Readers note: I had a life-scarring memory of my own School Picture Day circa 1982. I was in 2nd grade and we were in the school gymnasium when the photographer mistook me for a boy. As I crawled onto the swivel stool and prepared to smile in front of the hazy blue backdrop I was slapped with some harsh words. “Smile Mr. Green Jeans!”
In an attempt to make me laugh the photographer thought he’d come up with a real humdinger. Except I was a girl. I was chunky, had buck teeth, my hair was cut short and I was wearing teal slacks. Anyone could have made the same mistake. I have forgiven the photographer, but the memory will live with me forever.
On to today’s post…
The hot tady hangover is gone, the liquid latex and fake blood has finally washed away and it’s time to toss the sunken face, Jack-O-Lanterns. With barely anytime to bask in the afterglow of a well-planned and executed Halloween, it’s on to the next big thing. Not, Thanksgiving, not Christmas or Hanukkah, but School Picture Day.

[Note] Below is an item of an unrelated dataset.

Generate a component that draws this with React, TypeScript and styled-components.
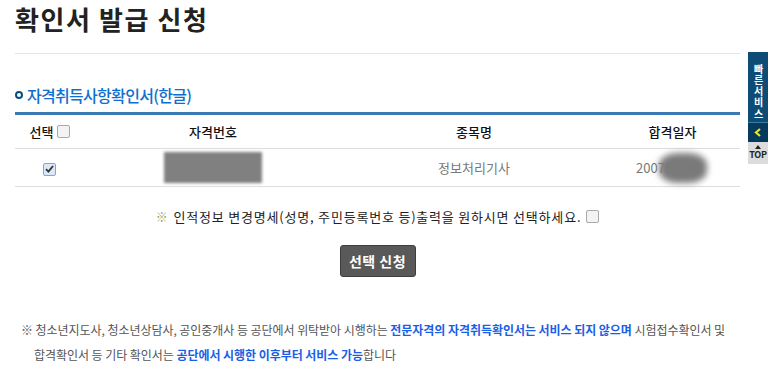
import React from 'react';
import styled, { createGlobalStyle } from 'styled-components';

const GlobalStyle = createGlobalStyle`
  body {
    margin: 0;
    background: #fff;
    font-family: "Noto Sans CJK KR", "Noto Sans", sans-serif;
    color: #222;
  }
`;

const Page = styled.div`
  width: 772px;
  height: 379px;
  overflow: hidden;
  position: relative;
`;

const Content = styled.div`
  width: 725px;
  padding-left: 15px;
`;

const Title = styled.h1`
  margin: 0;
  padding-top: 2px;
  height: 54px;
  box-sizing: border-box;
  font-size: 26px;
  font-weight: 700;
  line-height: 34px;
  letter-spacing: 1.6px;
  color: #222;
  border-bottom: 1px solid #e4e4e4;
`;

const SectionTitle = styled.h2`
  display: flex;
  align-items: center;
  gap: 4px;
  margin: 0;
  padding-top: 24px;
  height: 58px;
  box-sizing: border-box;
  font-size: 16px;
  font-weight: 500;
  color: #0f6fd0;
  letter-spacing: -0.7px;
`;

const Bullet = styled.span`
  width: 4px;
  height: 4px;
  border: 2px solid #0b4f80;
  border-radius: 50%;
`;

const Table = styled.table`
  width: 100%;
  border-collapse: collapse;
  border-top: 3px solid #3a79b4;
  font-size: 13px;
`;

const Th = styled.th<{ w?: string }>`
  height: 33px;
  font-weight: 500;
  font-size: 13px;
  color: #111;
  border-bottom: 1px solid #dedede;
  width: ${(p) => p.w || 'auto'};
  padding: 0;
`;

const Td = styled.td`
  height: 37px;
  text-align: center;
  border-bottom: 1px solid #dedede;
  color: #777;
  padding: 0;
`;

const HeadCell = styled.span`
  display: inline-flex;
  align-items: center;
  gap: 4px;
  margin-left: 2px;
`;

const Box = styled.span<{ checked?: boolean }>`
  display: inline-flex;
  align-items: center;
  justify-content: center;
  width: 11px;
  height: 11px;
  border: 1px solid ${(p) => (p.checked ? '#7aa7e6' : '#a9a9a9')};
  border-radius: 2px;
  background: ${(p) => (p.checked ? '#dce8fa' : '#f3f3f3')};
  vertical-align: middle;
`;

const Blur = styled.div<{ w: number; h: number }>`
  display: inline-block;
  width: ${(p) => p.w}px;
  height: ${(p) => p.h}px;
  background: #808080;
  filter: blur(1.5px);
  vertical-align: middle;
`;

const DateCell = styled.span`
  display: inline-flex;
  align-items: center;
  margin-left: -2px;
`;

const DateBlob = styled.span`
  display: inline-block;
  width: 48px;
  height: 30px;
  margin-left: -6px;
  background: #7a7a7a;
  border-radius: 40%;
  filter: blur(3px);
`;

const Notice = styled.div`
  display: flex;
  align-items: center;
  justify-content: center;
  gap: 5px;
  margin-top: 20px;
  font-size: 13px;
  color: #222;
  letter-spacing: 0.8px;
`;

const Mark = styled.span`
  color: #a0a04a;
  font-size: 12px;
`;

const ButtonRow = styled.div`
  display: flex;
  justify-content: center;
  margin-top: 19px;
`;

const Button = styled.button`
  width: 76px;
  height: 32px;
  border: 1px solid #3e3e3e;
  border-radius: 3px;
  background: #595959;
  color: #fff;
  font-family: inherit;
  font-size: 14px;
  font-weight: 700;
  letter-spacing: 0.5px;
`;

const Notes = styled.div`
  margin-top: 40px;
  padding-left: 6px;
  font-size: 12px;
  line-height: 25px;
  color: #555;
  letter-spacing: -0.05px;
`;

const NoteLine = styled.div<{ indent?: boolean }>`
  padding-left: ${(p) => (p.indent ? '13px' : '0')};
  white-space: nowrap;
`;

const Strong = styled.b`
  color: #1a5ee6;
  font-weight: 700;
`;

const QuickMenu = styled.div`
  position: absolute;
  left: 748px;
  top: 52px;
  width: 20px;
  display: flex;
  flex-direction: column;
`;

const QuickTitle = styled.div`
  width: 20px;
  height: 71px;
  box-sizing: border-box;
  background: #0d4c74;
  color: #fff;
  font-size: 10px;
  font-weight: 700;
  line-height: 20px;
  writing-mode: vertical-lr;
  text-orientation: upright;
  letter-spacing: 1.2px;
  white-space: nowrap;
  padding-top: 12px;
  border-bottom: 1px solid #3f7aa0;
`;

const QuickArrow = styled.div`
  height: 19px;
  background: #053a5e;
  display: flex;
  align-items: center;
  justify-content: center;
`;

const QuickTop = styled.div`
  height: 22px;
  background: #dcdcdc;
  color: #222;
  font-size: 9px;
  font-weight: 700;
  text-align: center;
  padding-top: 3px;
  box-sizing: border-box;
  display: flex;
  flex-direction: column;
  align-items: center;
  gap: 1px;
`;

const TopArrow = styled.span`
  width: 0;
  height: 0;
  border-left: 3px solid transparent;
  border-right: 3px solid transparent;
  border-bottom: 4px solid #222;
`;

const TopLabel = styled.span`
  line-height: 10px;
  letter-spacing: -0.3px;
`;

const App: React.FC = () => (
  <Page>
    <GlobalStyle />
    <Content>
      <Title>확인서 발급 신청</Title>
      <SectionTitle>
        <Bullet />
        자격취득사항확인서(한글)
      </SectionTitle>
      <Table>
        <thead>
          <tr>
            <Th w="68px">
              <HeadCell>
                선택 <Box />
              </HeadCell>
            </Th>
            <Th w="260px">자격번호</Th>
            <Th w="262px">종목명</Th>
            <Th>합격일자</Th>
          </tr>
        </thead>
        <tbody>
          <tr>
            <Td>
              <Box checked>
                <svg width="9" height="8" viewBox="0 0 9 8">
                  <path d="M1 4.2 L3.4 6.6 L8 1" stroke="#333" strokeWidth="1.8" fill="none" />
                </svg>
              </Box>
            </Td>
            <Td>
              <Blur w={98} h={31} />
            </Td>
            <Td>정보처리기사</Td>
            <Td>
              <DateCell>
                2007
                <DateBlob />
              </DateCell>
            </Td>
          </tr>
        </tbody>
      </Table>
      <Notice>
        <Mark>※</Mark>
        인적정보 변경명세(성명, 주민등록번호 등)출력을 원하시면 선택하세요.
        <Box />
      </Notice>
      <ButtonRow>
        <Button>선택 신청</Button>
      </ButtonRow>
      <Notes>
        <NoteLine>
          ※ 청소년지도사, 청소년상담사, 공인중개사 등 공단에서 위탁받아 시행하는{' '}
          <Strong>전문자격의 자격취득확인서는 서비스 되지 않으며</Strong> 시험접수확인서 및
        </NoteLine>
        <NoteLine indent>
          합격확인서 등 기타 확인서는 <Strong>공단에서 시행한 이후부터 서비스 가능</Strong>합니다
        </NoteLine>
      </Notes>
    </Content>
    <QuickMenu>
      <QuickTitle>빠른서비스</QuickTitle>
      <QuickArrow>
        <svg width="8" height="9" viewBox="0 0 8 9">
          <path d="M6 1 L2 4.5 L6 8" stroke="#f5e400" strokeWidth="2.2" fill="none" />
        </svg>
      </QuickArrow>
      <QuickTop>
        <TopArrow />
        <TopLabel>TOP</TopLabel>
      </QuickTop>
    </QuickMenu>
  </Page>
);

export default App;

The staging and costuming is almost as involved as Halloween for my family. The Biz e-Babies are still in pre-school so they each get an individual photo of themselves taken as well as one of them posing together.
It’s great for me that the school does the “siblings together” shot and saves us having to set an appointment at Sears or one of the other photo studios. Those photo shoots rarely go as planned. Each time it seems we take the kids for a photo sitting–scheduling the appointment for the perfect time—after lunch but before nap time; it still goes horribly wrong. No matter how many times we try and no matter where we go, the kids inevitably end up sitting there in the waiting room with three other double-booked families, running wild, crawling on the floor, and wrinkling their little outfits. That in turn makes me flustered and schvitzing as I rifle through the diaper bag looking for spare toys, snacks and a comb to keep them busy so I can re-groom. It never fails.
By having School Picture Day, I can limit my stress and anxiety to simply coordinating my son’s and daughter’s outfits. It’s best to leave the real action with the blessed parent-volunteers who have more patience than I.
So yesterday morning, I thought I had planned what they were wearing. At first, I wasn’t going to make a big deal of it and figured between the two of them, I could come up with something that matched without going to the trouble of buying a special picture day outfit. (Yes, they have to coordinate so it is aesthetically pleasing to the eye when sitting on the mantle.)
I had laid out a cute little brown crocheted sweater with a pink and orange flower for Biz e-Baby1 and some brown corduroys with matching sweater for Biz e-Baby2. It was a nice fall color scheme, but better yet, it already existed in the closet so I’d saved money at the same time.
That was until we went out shopping later that afternoon. As fate would have it, I saw the cutest little cream and pink argyle sweater on sale for my daughter and a sumptuous little matching cable knit fisherman sweater for my son. The photo Gods spoke to me. I made the purchase.
With clothing nailed down, the next order of business was hair. Neither one of them have ever had a professional touch their head. I still cut my kids’ hair. I’ve dabbled in adding some layers and bangs. In fact, I have been known to give myself a cut when I just can’t wait to get into the salon. I am impatient. One of the obvious side effects of self-styling is that it usually doesn’t turn out 100% symmetrical. It also can take a day or two after the first round of cutting to discover some of the missed spots or flyaways that require touching up. It’s an ongoing process. I trimmed my daughter’s bangs over the weekend while in the bathtub and she’s now good to go. But my son would not hold still. I took a snip here and there while he was in the bath too, but he really could still use some evening up. He was too much of a wiggle worm to do any real trimming.
The problem was (and still is) I need an assistant. I must find someone hold his head while I shape the bangs and sides. Otherwise, he’s libel to lose an ear. My husband won’t have any part of it, so I may be out of luck by tomorrow’s school pictures.
Last but not least, to pull off a successful School Picture Day, breakfast and lunch must only be made from neutrally colored, non-staining foods such as oatmeal or toast. In other words, don’t feed your baby orange carrots and expect him to pose in a little white tuxedo without some serious risk. (Yes, dumb me did this for Biz e-Baby2’s baptism pictures and he puked orange everywhere down his chest. Hello…Photoshop!) Tomorrow, lunch boxes will contain stuffed pasta (no sauce), bread, apple, Cheerios and water.
Tonight, I will put the final School Picture Day preparation to bed and cross my fingers that all my planning pays off. The rest is in someone else’s hands. I just have to pray that despite all my hard work my Biz e-Babies don’t blink when the photographer says, “Say Cheese.”